Finally, the Roff lexer implements roff's macro definition requests, so it will actually expand any custom macros that are defined in a manual page read by the Man reader. This is very neat but I think it is an antifeature for mdoc documents, where use of raw roff requests at all, let alone custom macros, is discouraged and hopefully vanishingly rare in the wild. Only a subset of raw roff requests are supported by mandoc, and only about 3 are in use in mdoc manuals in the OpenBSD base system. So my intention was to not include that feature in the mdoc reader.

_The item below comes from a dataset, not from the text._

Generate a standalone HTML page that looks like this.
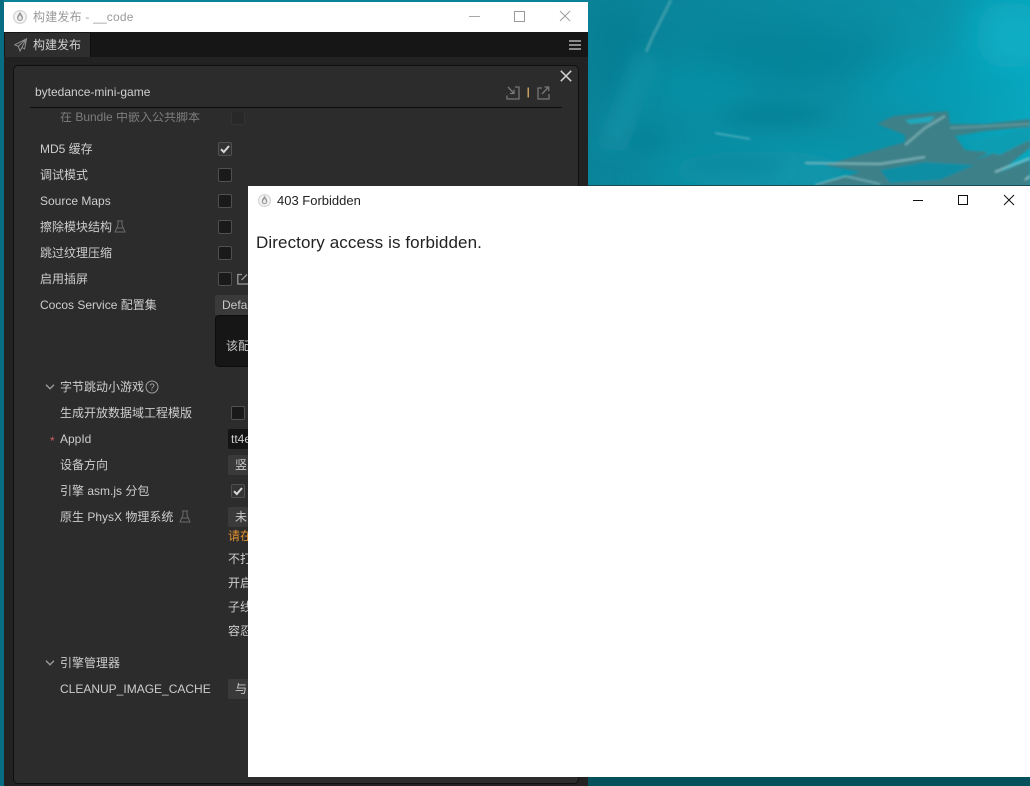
<!DOCTYPE html>
<html><head><meta charset="utf-8">
<style>
html,body{margin:0;padding:0;background:#0a8ea4}
#r{position:relative;width:1030px;height:786px;overflow:hidden;font-family:"Liberation Sans","Noto Sans CJK SC",sans-serif;font-size:12px;color:#cdcdcd}
#r *{box-sizing:border-box}
.a{position:absolute;white-space:nowrap}
.l{position:absolute;white-space:nowrap;line-height:16px;height:16px}
.c{position:absolute;width:14px;height:14px;background:#1a1a1a;border:1px solid #505050;border-radius:2px}
.s{position:absolute;background:#3a3a3a;border-radius:2px;height:20px;line-height:20px;padding-left:7px;color:#c8c8c8;overflow:hidden;white-space:nowrap}
</style></head><body>
<div id="r">
<svg class="a" style="left:0;top:0" width="1030" height="786" viewBox="0 0 1030 786">
<defs>
<linearGradient id="g" x1="588" y1="0" x2="1030" y2="120" gradientUnits="userSpaceOnUse"><stop offset="0" stop-color="#0a8297"/><stop offset=".45" stop-color="#0a8ba1"/><stop offset=".75" stop-color="#0a93a9"/><stop offset="1" stop-color="#08a8bf"/></linearGradient>
<filter id="b1" x="-50%" y="-50%" width="200%" height="200%"><feGaussianBlur stdDeviation="20"/></filter>
<filter id="b2" x="-50%" y="-50%" width="200%" height="200%"><feGaussianBlur stdDeviation="9"/></filter>
<filter id="b3" x="-10%" y="-10%" width="120%" height="120%"><feGaussianBlur stdDeviation="1.1"/></filter>
</defs>
<rect width="1030" height="786" fill="url(#g)"/>
<rect x="0" y="0" width="4" height="786" fill="#066d83"/>
<g filter="url(#b1)">
<ellipse cx="790" cy="55" rx="110" ry="28" fill="#087c92" opacity=".55"/>
<ellipse cx="620" cy="50" rx="25" ry="50" fill="#07788d" opacity=".6"/>
<ellipse cx="1010" cy="35" rx="35" ry="35" fill="#09b4cb" opacity=".8"/>
<ellipse cx="700" cy="90" rx="60" ry="30" fill="#0d9cb2" opacity=".45"/>
<ellipse cx="930" cy="85" rx="70" ry="22" fill="#0ba3bb" opacity=".55"/>
<ellipse cx="760" cy="170" rx="110" ry="20" fill="#0da2b8" opacity=".6"/>
</g>
<g filter="url(#b2)">
<ellipse cx="640" cy="140" rx="28" ry="10" fill="#077e93" opacity=".55"/>
<ellipse cx="735" cy="165" rx="50" ry="8" fill="#077e93" opacity=".5"/>
<ellipse cx="775" cy="115" rx="55" ry="9" fill="#07788d" opacity=".6"/>
<path d="M640 50 L600 150 L620 150 L655 60Z" fill="#2fb0c0" opacity=".3"/>
</g>
<g filter="url(#b3)">
<path d="M671 0 L652 38 L646 52" stroke="#58aab6" stroke-width="3" fill="none" opacity=".65"/>
<path d="M715 133 L750 139" stroke="#7cc6d0" stroke-width="1.300" fill="none" opacity=".8"/>
<path d="M877 124 L893 116 L925 113 L948 111 L950 124 L985 124 L1030 119 L1030 127 L985 131 L955 136 L965 150 L990 152 L975 160 L1030 140 L1030 148 L1000 172 L1030 160 L1030 186 L815 186 L860 172 L825 165 L870 152 L905 142 L905 135 L885 127Z" fill="#3d8088"/>
<path d="M905 120 L935 116 L930 122 L910 124Z" fill="#1fa8bc"/>
<path d="M1000 135 L1030 127 L1030 140 L1000 155 L985 152 L965 142Z" fill="#0f9db2"/>
<path d="M880 170 L925 162 L975 165 L940 180 L890 183Z" fill="#0f8ea4"/>
<path d="M805 163 L880 164 L925 157" stroke="#89bcc2" stroke-width="2" fill="none" opacity=".85"/>
<path d="M905 145 L925 128 L945 116" stroke="#82b6ba" stroke-width="2" fill="none" opacity=".85"/>
<path d="M950 128 L1030 124" stroke="#6fa2a8" stroke-width="1.500" fill="none" opacity=".85"/>
<path d="M995 172 L1030 158 M1025 180 L1030 176" stroke="#98c8cc" stroke-width="2" fill="none" opacity=".85"/>
<path d="M815 185 L845 176 L880 184" stroke="#7db8be" stroke-width="1.500" fill="none" opacity=".85"/>
</g>
<rect x="588" y="185" width="442" height="1" fill="#1d4a50"/>
<rect x="588" y="777" width="442" height="9" fill="#04505b"/>
</svg>

<!-- dark window -->
<div class="a" style="left:4px;top:2px;width:584px;height:784px;background:#222"></div>
<div class="a" style="left:4px;top:2px;width:584px;height:30px;background:#fff"></div>
<svg class="a" style="left:12px;top:9px" width="16" height="16" viewBox="0 0 16 16"><circle cx="8" cy="8" r="7" fill="#d6d6d6"/><circle cx="8" cy="8" r="5.600" fill="#f5f5f5"/><path d="M8 2.800C6.600 5.200 5 6.800 5 9a3 3 0 0 0 6 0C11 6.800 9.400 5.200 8 2.800Z" fill="#9a9a9a"/><path d="M8 6C7.300 7.300 6.400 8.100 6.400 9.200a1.600 1.600 0 0 0 3.200 0C9.600 8.100 8.700 7.300 8 6Z" fill="#f0f0f0"/></svg>
<div class="l" style="left:33px;top:9px;font-size:12px;color:#9a9a9a;letter-spacing:.2px">构建发布 - __code</div>
<div class="a" style="left:469px;top:16px;width:11px;height:1px;background:#a8a8a8"></div>
<div class="a" style="left:514px;top:11px;width:11px;height:11px;border:1px solid #9a9a9a"></div>
<svg class="a" style="left:559px;top:10px" width="12" height="12" viewBox="0 0 12 12"><path d="M1 1L11 11M11 1L1 11" stroke="#a0a0a0" stroke-width="1" fill="none"/></svg>

<div class="a" style="left:4px;top:32px;width:584px;height:25px;background:#161616"></div>
<div class="a" style="left:5px;top:33px;width:86px;height:24px;background:#2e2e2e;border-right:1px solid #0e0e0e"></div>
<svg class="a" style="left:14px;top:38px" width="13" height="14" viewBox="0 0 13 14"><path d="M12.500 .8L.8 6.800L4.300 8.400L6 13L8 9.500L10.600 11ZM12.500 .8L4.300 8.400M12.500 .8L6 13" stroke="#8f8f8f" stroke-width="1" fill="none"/></svg>
<div class="l" style="left:33px;top:37px;color:#cfcfcf">构建发布</div>
<div class="a" style="left:569px;top:40px;width:12px;height:2px;background:#8a8a8a"></div>
<div class="a" style="left:569px;top:44px;width:12px;height:2px;background:#8a8a8a"></div>
<div class="a" style="left:569px;top:48px;width:12px;height:2px;background:#8a8a8a"></div>

<!-- panel -->
<div class="a" style="left:13px;top:65px;width:566px;height:719px;background:#2c2c2c;border:1px solid #0f0f0f;border-radius:5px"></div>
<svg class="a" style="left:560px;top:70px" width="12" height="12" viewBox="0 0 12 12"><path d="M.8 .8L11.200 11.200M11.200 .8L.8 11.200" stroke="#d0d0d0" stroke-width="1.500" fill="none"/></svg>
<div class="l" style="left:35px;top:84px;color:#cfcfcf">bytedance-mini-game</div>
<svg class="a" style="left:506px;top:85px" width="44" height="15" viewBox="0 0 44 15"><path d="M1 10.500V14H13V2H9M2 2L8 8.500M8 4.500V8.500H4" stroke="#777" stroke-width="1.300" fill="none"/><rect x="21.500" y="2.500" width="1.500" height="10" fill="#c8a060"/><path d="M36 3H32V14H43V9M36 9L42 2.500M38.500 2H42.700V6" stroke="#777" stroke-width="1.300" fill="none"/></svg>
<div class="a" style="left:30px;top:107px;width:532px;height:1px;background:#0c0c0c"></div>

<!-- rows -->
<div class="l" style="left:60px;top:109px;color:#7d7d7d">在 Bundle 中嵌入公共脚本</div>
<div class="c" style="left:231px;top:111px;background:#282828;border-color:#333"></div>
<div class="a" style="left:30px;top:108px;width:532px;height:4px;background:#2c2c2c"></div>

<div class="l" style="left:40px;top:141px">MD5 缓存</div>
<div class="c" style="left:218px;top:142px;background:#333"><svg class="a" style="left:1px;top:1px" width="10" height="10" viewBox="0 0 10 10"><path d="M1 5.200L3.800 8L9 2" stroke="#d8d8d8" stroke-width="2" fill="none"/></svg></div>
<div class="l" style="left:40px;top:167px">调试模式</div><div class="c" style="left:218px;top:168px"></div>
<div class="l" style="left:40px;top:193px">Source Maps</div><div class="c" style="left:218px;top:194px"></div>
<div class="l" style="left:40px;top:219px">擦除模块结构</div>
<svg class="a" style="left:114px;top:220px" width="12" height="13" viewBox="0 0 12 13"><path d="M3 1H9M4 1V5L1 12H11L8 5V1M3 8H9" stroke="#6a6a6a" stroke-width="1" fill="none"/></svg>
<div class="c" style="left:218px;top:220px"></div>
<div class="l" style="left:40px;top:245px">跳过纹理压缩</div><div class="c" style="left:218px;top:246px"></div>
<div class="l" style="left:40px;top:271px">启用插屏</div><div class="c" style="left:218px;top:272px"></div>
<svg class="a" style="left:237px;top:273px" width="11" height="12" viewBox="0 0 11 12"><path d="M5 1.500H.8V11H11M4.500 7L10 1.500" stroke="#9a9a9a" stroke-width="1.300" fill="none"/></svg>
<div class="l" style="left:40px;top:297px">Cocos Service 配置集</div>
<div class="s" style="left:215px;top:295px;width:40px;">Defa</div>
<div class="a" style="left:215px;top:315px;width:40px;height:52px;background:#161616;border-radius:4px;border:1px solid #0c0c0c"></div>
<div class="l" style="left:226px;top:338px;color:#c8c8c8;width:22px;overflow:hidden">该配</div>

<svg class="a" style="left:45px;top:383px" width="10" height="8" viewBox="0 0 10 8"><path d="M1 1.800L5 5.800L9 1.800" stroke="#9a9a9a" stroke-width="1.400" fill="none"/></svg>
<div class="l" style="left:60px;top:379px">字节跳动小游戏</div>
<svg class="a" style="left:145px;top:380px" width="14" height="14" viewBox="0 0 14 14"><circle cx="7" cy="7" r="6" stroke="#a0a0a0" stroke-width="1" fill="none"/><text x="7" y="10.500" font-size="10" text-anchor="middle" fill="#a8a8a8" font-family="Liberation Sans">?</text></svg>
<div class="l" style="left:60px;top:405px">生成开放数据域工程模版</div><div class="c" style="left:231px;top:406px"></div>
<div class="l" style="left:50px;top:433px;color:#d06060;font-size:12px">*</div>
<div class="l" style="left:60px;top:431px">AppId</div>
<div class="a" style="left:228px;top:429px;width:20px;height:20px;background:#141414;border-radius:2px 0 0 2px"></div>
<div class="l" style="left:231px;top:431px;width:17px;overflow:hidden">tt4e</div>
<div class="l" style="left:60px;top:457px">设备方向</div>
<div class="s" style="left:228px;top:455px;width:20px;">竖</div>
<div class="l" style="left:60px;top:483px">引擎 asm.js 分包</div>
<div class="c" style="left:231px;top:484px;background:#333"><svg class="a" style="left:1px;top:1px" width="10" height="10" viewBox="0 0 10 10"><path d="M1 5.200L3.800 8L9 2" stroke="#d8d8d8" stroke-width="2" fill="none"/></svg></div>
<div class="l" style="left:60px;top:509px">原生 PhysX 物理系统</div>
<svg class="a" style="left:179px;top:510px" width="12" height="13" viewBox="0 0 12 13"><path d="M3 1H9M4 1V5L1 12H11L8 5V1M3 8H9" stroke="#6a6a6a" stroke-width="1" fill="none"/></svg>
<div class="s" style="left:228px;top:507px;width:20px;">未</div>
<div class="l" style="left:228px;top:528px;color:#e09030;width:20px;overflow:hidden">请在</div>
<div class="l" style="left:228px;top:551px;width:20px;overflow:hidden">不打</div>
<div class="l" style="left:228px;top:575px;width:20px;overflow:hidden">开启</div>
<div class="l" style="left:228px;top:599px;width:20px;overflow:hidden">子线</div>
<div class="l" style="left:228px;top:623px;width:20px;overflow:hidden">容忍</div>
<svg class="a" style="left:45px;top:659px" width="10" height="8" viewBox="0 0 10 8"><path d="M1 1.800L5 5.800L9 1.800" stroke="#9a9a9a" stroke-width="1.400" fill="none"/></svg>
<div class="l" style="left:60px;top:655px">引擎管理器</div>
<div class="l" style="left:60px;top:681px">CLEANUP_IMAGE_CACHE</div>
<div class="s" style="left:228px;top:679px;width:20px;">与</div>

<!-- white window -->
<div class="a" style="left:248px;top:186px;width:782px;height:591px;background:#fff"></div>
<svg class="a" style="left:257px;top:193px" width="15" height="15" viewBox="0 0 16 16"><circle cx="8" cy="8" r="7" fill="#d6d6d6"/><circle cx="8" cy="8" r="5.600" fill="#f5f5f5"/><path d="M8 2.800C6.600 5.200 5 6.800 5 9a3 3 0 0 0 6 0C11 6.800 9.400 5.200 8 2.800Z" fill="#9a9a9a"/><path d="M8 6C7.300 7.300 6.400 8.100 6.400 9.200a1.600 1.600 0 0 0 3.200 0C9.600 8.100 8.700 7.300 8 6Z" fill="#f0f0f0"/></svg>
<div class="l" style="left:277px;top:193px;font-size:13px;color:#222">403 Forbidden</div>
<div class="a" style="left:913px;top:200px;width:10px;height:1px;background:#111"></div>
<div class="a" style="left:958px;top:195px;width:10px;height:10px;border:1px solid #111"></div>
<svg class="a" style="left:1003px;top:194px" width="12" height="12" viewBox="0 0 12 12"><path d="M1 1L11 11M11 1L1 11" stroke="#111" stroke-width="1" fill="none"/></svg>
<div class="l" style="left:256px;top:233px;height:20px;line-height:20px;font-size:17px;color:#222;letter-spacing:.1px">Directory access is forbidden.</div>
</div>
</body></html>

The bottom line of all this is that RoffToken and MdocToken are pretty different because the associated readers need different information from each control line. But all that being said, I guess it's plausible to at least base the lexers on some shared code by expanding on my (misnamed) RoffMonad typeclass found in T.P.R.Roff.Escape with functions like lexControlLine, lexTextLine. I'm not sure how much code would actually end up being shared though. Ultimately the MdocToken type I introduced is proving pretty adaptable to the things I need it to do and if I did try to reuse the existing lexRoff I'd probably still translate RoffToken to MdocToken for use in the parsers.
But! The existing roff lexer, by applying escapes, will have already destroyed some information we need if I take this approach.
I'd like to understand this better. I would have thought that low level roff stuff like escapes was common currency for man, ms, and mdoc. Can you explain further why we can't handle the escapes in the lexer as we were doing?
We do continue to handle the escapes in the lexer, and I'm reusing all the escaping code from T.P.R.Roff, now moved to T.P.R.Roff.Escape. There's just an interaction between applying escapes and tokenizing control lines that needs to be handled differently for mdoc. I'll hopefully make my example from before clearer. Consider these two control lines:
.Sy hello Em world
.Sy hello \&Em world
The Roff lexer lexes this as (the moral equivalent of) [ControlLine "Sy" ["hello", "Em", "world"], ControlLine "Sy" ["hello", "Em", "world"]]. (There's a couple more types involved in the argument list but the contents boil down to Texts in this instance.)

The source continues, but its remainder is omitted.